Personally, I think these issues should be on the political agenda. Is it healthy to live with people unlike yourself? It's the kind of stuff Jane Jacobs understood well, but it would stop most dinner table conversations in Anglo-Saxon countries dead. Everybody is already too invested in property, and the class divides property widens.

(no subject)

Date: 2007-03-09 01:42 pm (UTC)
From: [identity profile] kaipfeiffer.livejournal.com
"Personally, I think these issues should be on the political agenda. Is it healthy to live with people unlike yourself?"

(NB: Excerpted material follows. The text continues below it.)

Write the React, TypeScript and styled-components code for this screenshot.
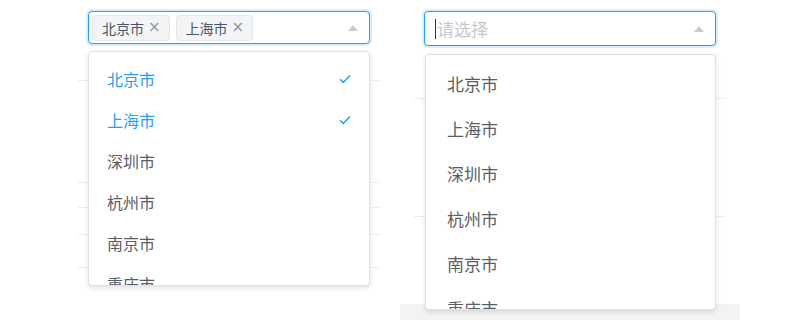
import React from 'react';
import styled, { createGlobalStyle } from 'styled-components';

const CITIES = ['北京市', '上海市', '深圳市', '杭州市', '南京市', '重庆市'];

const GlobalStyle = createGlobalStyle`
  html, body {
    margin: 0;
    padding: 0;
    background: #fff;
  }
  body {
    font-family: "Noto Sans CJK SC", "Noto Sans", sans-serif;
  }
`;

export default function App() {
  const selected = ['北京市', '上海市'];

  return (
    <Page>
      <GlobalStyle />
      <LeftPanel>
        <Select>
          <Tags>
            {selected.map((city) => (
              <Tag key={city}>
                {city}
                <TagClose>×</TagClose>
              </Tag>
            ))}
          </Tags>
          <Arrow />
        </Select>
        <Backdrop>
          <BackRow $h={36} />
          <BackRow $h={101} />
          <BackRow $h={24} />
          <BackRow $h={26} />
          <BackRow $h={32} />
        </Backdrop>
        <Dropdown $wide={false} $height={235} $rowHeight={41} $fontSize={16} $padLeft={18}>
          {CITIES.map((city) => {
            const isActive = selected.includes(city);
            return (
              <Option key={city} $active={isActive}>
                {city}
                {isActive && (
                  <CheckIcon viewBox="0 0 12 10" width="12" height="10">
                    <path d="M1 5.2 L4.3 8.4 L11 1.4" fill="none" stroke="#20a0ff" strokeWidth="1.5" />
                  </CheckIcon>
                )}
              </Option>
            );
          })}
        </Dropdown>
      </LeftPanel>

      <RightPanel>
        <Select $tall>
          <Placeholder>
            <Caret />
            请选择
          </Placeholder>
          <Arrow />
        </Select>
        <Backdrop>
          <BackRow $h={52} />
          <BackRow $h={117} />
        </Backdrop>
        <Dropdown $wide $height={256} $rowHeight={45} $fontSize={17} $padLeft={21}>
          {CITIES.map((city) => (
            <Option key={city} $active={false}>
              {city}
            </Option>
          ))}
        </Dropdown>
        <BottomStrip />
      </RightPanel>
    </Page>
  );
}

const Page = styled.div`
  display: flex;
  width: 800px;
  height: 320px;
  overflow: hidden;
  background: #fff;
`;

const LeftPanel = styled.div`
  position: relative;
  margin-left: 78px;
  width: 282px;
  padding: 11px 10px 0;
`;

const RightPanel = styled.div`
  position: relative;
  isolation: isolate;
  margin-left: 20px;
  width: 292px;
  padding: 11px 24px 0 24px;
`;

const Select = styled.div<{ $tall?: boolean }>`
  display: flex;
  align-items: center;
  justify-content: space-between;
  box-sizing: border-box;
  height: ${(p) => (p.$tall ? '35px' : '33px')};
  padding: 0 11px 0 3px;
  border: 1px solid #20a0ff;
  border-radius: 4px;
  box-shadow: 0 0 0 2px rgba(32, 160, 255, 0.18);
  background: #fff;
`;

const Tags = styled.div`
  display: flex;
  gap: 6px;
`;

const Tag = styled.span`
  display: flex;
  align-items: center;
  gap: 4px;
  box-sizing: border-box;
  height: 26px;
  padding: 0 8px 0 9px;
  border: 1px solid #e4e6ea;
  border-radius: 4px;
  background: #f3f4f6;
  color: #48576a;
  font-size: 14px;
`;

const TagClose = styled.span`
  font-family: "DejaVu Sans", sans-serif;
  font-size: 15px;
  color: #8a94a2;
  line-height: 1;
`;

const Arrow = styled.span`
  width: 0;
  height: 0;
  border-left: 5px solid transparent;
  border-right: 5px solid transparent;
  border-bottom: 6px solid #c8ccd2;
  margin-top: 1px;
`;

const Placeholder = styled.span`
  display: flex;
  align-items: center;
  padding-left: 7px;
  color: #c5c9cf;
  font-size: 17px;
`;

const Caret = styled.span`
  width: 1px;
  height: 20px;
  background: #333;
  margin-right: 1px;
`;

const Backdrop = styled.div`
  display: flex;
  flex-direction: column;
  margin: 0 -10px;
`;

const BackRow = styled.div<{ $h: number }>`
  height: ${(p) => p.$h}px;
  border-bottom: 1px solid #eceef1;
`;

const Dropdown = styled.ul<{
  $wide: boolean;
  $height: number;
  $rowHeight: number;
  $fontSize: number;
  $padLeft: number;
}>`
  position: absolute;
  top: ${(p) => (p.$wide ? 54 : 51)}px;
  left: ${(p) => (p.$wide ? 25 : 10)}px;
  right: ${(p) => (p.$wide ? 24 : 10)}px;
  height: ${(p) => p.$height}px;
  box-sizing: border-box;
  margin: 0;
  padding: 6px 0 0;
  list-style: none;
  overflow: hidden;
  background: #fff;
  border: 1px solid #dfe2e6;
  border-radius: 4px;
  box-shadow: 0 2px 5px rgba(0, 0, 0, 0.12);
  font-size: ${(p) => p.$fontSize}px;

  & > li {
    height: ${(p) => p.$rowHeight}px;
    padding-left: ${(p) => p.$padLeft}px;
  }
`;

const Option = styled.li<{ $active: boolean }>`
  display: flex;
  align-items: center;
  justify-content: space-between;
  padding-right: 18px;
  color: ${(p) => (p.$active ? '#20a0ff' : '#5a5e66')};
`;

const CheckIcon = styled.svg`
  display: block;
`;

const BottomStrip = styled.div`
  position: absolute;
  left: 0;
  right: 0;
  bottom: 0;
  height: 16px;
  background: #f3f3f3;
  z-index: -1;
`;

i, too, think this is an issue to be solved politically. mere propaganda to live in a social mixture of classes/statusses won't be enough.
it definitely is healthy for the society as a whole, to live with people unlike oneself. i'm convinced it increases the wealth and living standard of the big mainstream of a society, whereas the segregation of owners and those of very small financial means will lead to a decline of the well-being of the majority. this segregation also starts in school. after grammar school, when it was decided which children go where in the three-way german school system after the 4 basic grades, none of the turkish or italian kids in my class made it to the "gymnasium", the "high" school leading to the degree which allows to study. at least one of the turkish kids later made it to the gymnasium, but through his own effort, while the children of well of german parents, who were about not to be allowed to the gymnasium, usually all would in the end all get in through intervention of the parents. i'm very much for the "gesamtschule" (all three school levels in one institution, with partly common classes, and easier changes between levels for the pupils), and i would like to see a political concept of "gesamt-city", and "gesamt-society". hopefully overcoming some flaws of a purely capitalist/darwinist agenda, and being less rigid and monstrously unflexible than a classical socialist system.